Records from a data source:
— Start —

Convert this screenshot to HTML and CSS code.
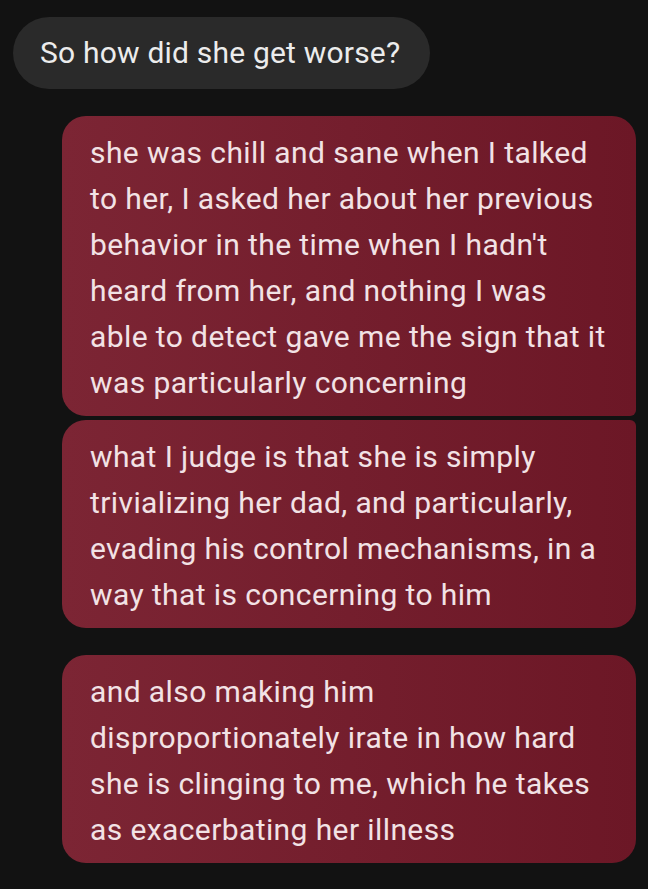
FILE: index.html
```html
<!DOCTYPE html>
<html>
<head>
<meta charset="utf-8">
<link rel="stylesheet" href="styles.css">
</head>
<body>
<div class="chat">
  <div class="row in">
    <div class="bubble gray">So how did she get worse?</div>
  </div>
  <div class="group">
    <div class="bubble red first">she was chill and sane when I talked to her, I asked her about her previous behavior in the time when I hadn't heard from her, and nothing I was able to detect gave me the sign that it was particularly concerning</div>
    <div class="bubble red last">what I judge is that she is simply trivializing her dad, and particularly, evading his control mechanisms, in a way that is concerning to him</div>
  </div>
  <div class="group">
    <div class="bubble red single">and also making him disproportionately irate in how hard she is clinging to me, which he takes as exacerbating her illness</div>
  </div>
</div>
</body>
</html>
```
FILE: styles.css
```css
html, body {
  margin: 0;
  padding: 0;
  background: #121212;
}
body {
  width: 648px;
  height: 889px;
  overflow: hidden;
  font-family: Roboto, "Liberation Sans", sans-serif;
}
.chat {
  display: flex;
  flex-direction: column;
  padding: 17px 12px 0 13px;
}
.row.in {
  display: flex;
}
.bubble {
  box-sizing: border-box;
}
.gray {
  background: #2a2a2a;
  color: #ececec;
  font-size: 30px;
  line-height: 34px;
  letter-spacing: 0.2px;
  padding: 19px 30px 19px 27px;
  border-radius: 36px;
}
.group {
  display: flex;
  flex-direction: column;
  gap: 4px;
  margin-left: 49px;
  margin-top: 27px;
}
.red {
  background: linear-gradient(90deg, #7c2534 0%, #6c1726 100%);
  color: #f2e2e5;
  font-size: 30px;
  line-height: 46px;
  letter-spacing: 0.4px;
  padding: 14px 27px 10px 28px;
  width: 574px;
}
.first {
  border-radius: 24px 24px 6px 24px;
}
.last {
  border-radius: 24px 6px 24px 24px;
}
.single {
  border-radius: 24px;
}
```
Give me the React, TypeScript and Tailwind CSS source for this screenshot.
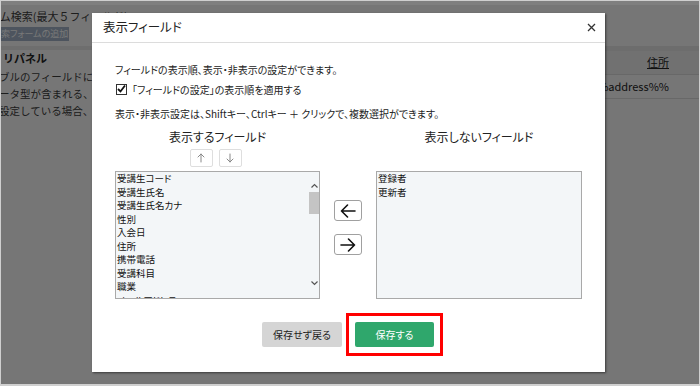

— End —

- _Your task_: Print the listing above in full, exactly as written. Omit any pictures.

- _Answer to the exercise_:
Convert this screenshot to HTML and CSS code.
FILE: index.html
```html
<!DOCTYPE html>
<html>
<head>
<meta charset="utf-8">
<link rel="stylesheet" href="styles.css">
</head>
<body>
<div class="chat">
  <div class="row in">
    <div class="bubble gray">So how did she get worse?</div>
  </div>
  <div class="group">
    <div class="bubble red first">she was chill and sane when I talked to her, I asked her about her previous behavior in the time when I hadn't heard from her, and nothing I was able to detect gave me the sign that it was particularly concerning</div>
    <div class="bubble red last">what I judge is that she is simply trivializing her dad, and particularly, evading his control mechanisms, in a way that is concerning to him</div>
  </div>
  <div class="group">
    <div class="bubble red single">and also making him disproportionately irate in how hard she is clinging to me, which he takes as exacerbating her illness</div>
  </div>
</div>
</body>
</html>
```
FILE: styles.css
```css
html, body {
  margin: 0;
  padding: 0;
  background: #121212;
}
body {
  width: 648px;
  height: 889px;
  overflow: hidden;
  font-family: Roboto, "Liberation Sans", sans-serif;
}
.chat {
  display: flex;
  flex-direction: column;
  padding: 17px 12px 0 13px;
}
.row.in {
  display: flex;
}
.bubble {
  box-sizing: border-box;
}
.gray {
  background: #2a2a2a;
  color: #ececec;
  font-size: 30px;
  line-height: 34px;
  letter-spacing: 0.2px;
  padding: 19px 30px 19px 27px;
  border-radius: 36px;
}
.group {
  display: flex;
  flex-direction: column;
  gap: 4px;
  margin-left: 49px;
  margin-top: 27px;
}
.red {
  background: linear-gradient(90deg, #7c2534 0%, #6c1726 100%);
  color: #f2e2e5;
  font-size: 30px;
  line-height: 46px;
  letter-spacing: 0.4px;
  padding: 14px 27px 10px 28px;
  width: 574px;
}
.first {
  border-radius: 24px 24px 6px 24px;
}
.last {
  border-radius: 24px 6px 24px 24px;
}
.single {
  border-radius: 24px;
}
```
Give me the React, TypeScript and Tailwind CSS source for this screenshot.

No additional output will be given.